NOTE: Don’t salt the finished dish until you’ve tried it. The pasta gets cooked in salted water, and the country ham is incredibly salty, so chances are you won’t need to add any more salt.

Mar 5, 2009

Oh la la

These make me smile...

I love everything about them. Their pretty colors, inherent French-ness + most of all, their lovely texture and delicious flavors. 

What is a French macaron? Essentially it's two almond meringue cookies sandwiched with a flavored creme filling. Usually they come in chocolate, pistachio, orange, strawberry or raspberry flavors - but the possibilities are endless.

In Atlanta they can be found at Maison Robert - a superb French chocolatier on the north side of town, but there are lots of places on-line to order them.  

And to give credit where it's due... Thanks Mom!

Mar 2, 2009

Say Hello to My Little Friend

…the chickpea

So many of you have made the curried chickpeas I posted a few weeks ago (and so many times… yes, I’m talking to you, Jennifer!). I thought it might be nice to have an alternative up your sleeve. This one is just as fast + easy.

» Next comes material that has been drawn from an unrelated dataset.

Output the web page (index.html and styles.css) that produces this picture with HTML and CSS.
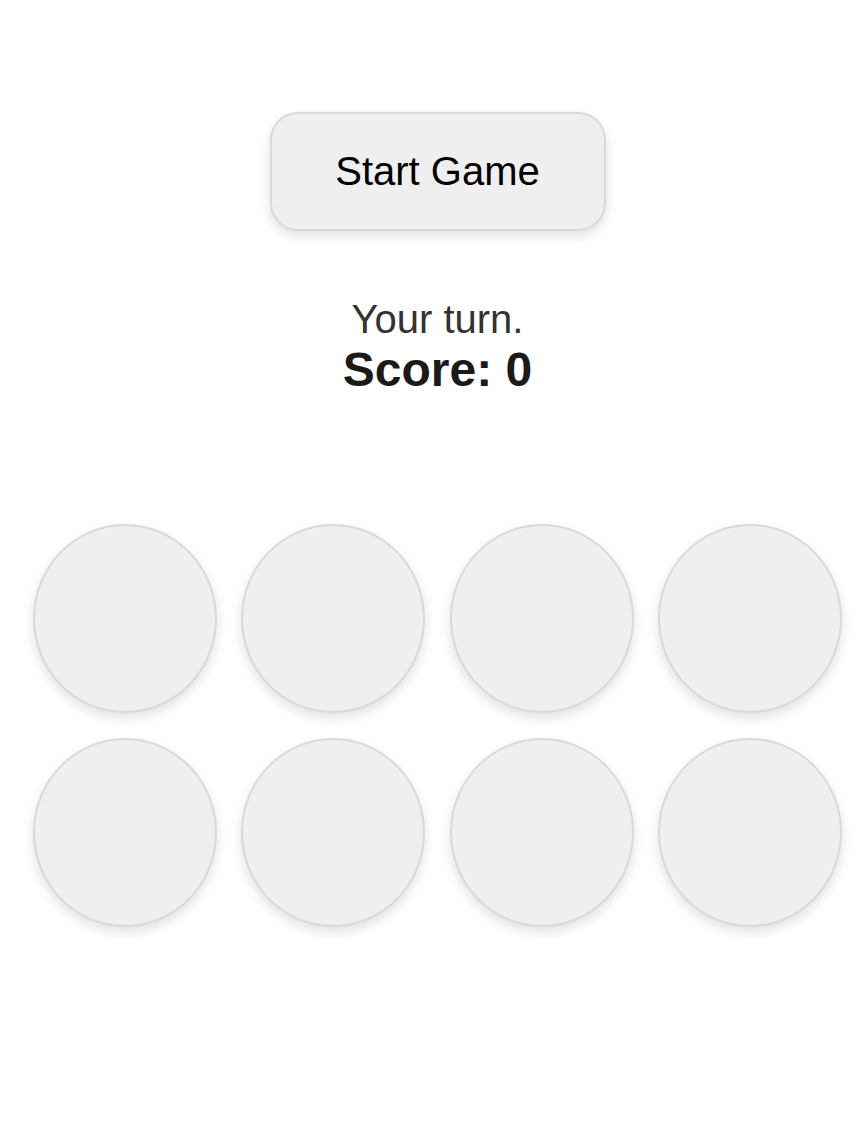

Dinner For One: Chana Masala with Spinach

Chana Masala, or spicy chickpeas, is a fairly common Indian dish and the addition of spinach is also pretty popular. The yogurt sauce really makes the dish, so be sure to include it – even if you have to use regular plain yogurt or sour cream.

How I made it:
Finely chop half an onion and two cloves of garlic, add them to a large sauté pan with 3TB of olive oil and cook until onions are translucent. Add salt, pepper and one teaspoon each of cumin, ground coriander and garam masala to the pan and stir to coat the onions. Let cook one minute. Add 2TB lemon juice and a quarter cup of water and stir to combine. Add one can of drained chickpeas and let cook 5 minutes until chickpeas are hot and water has almost completely evaporated. Toss in two large handfuls of spinach and cook, stirring, until spinach has wilted. Serve over rice with a large dollop of Greek yogurt mixed with a handful of chopped cilantro.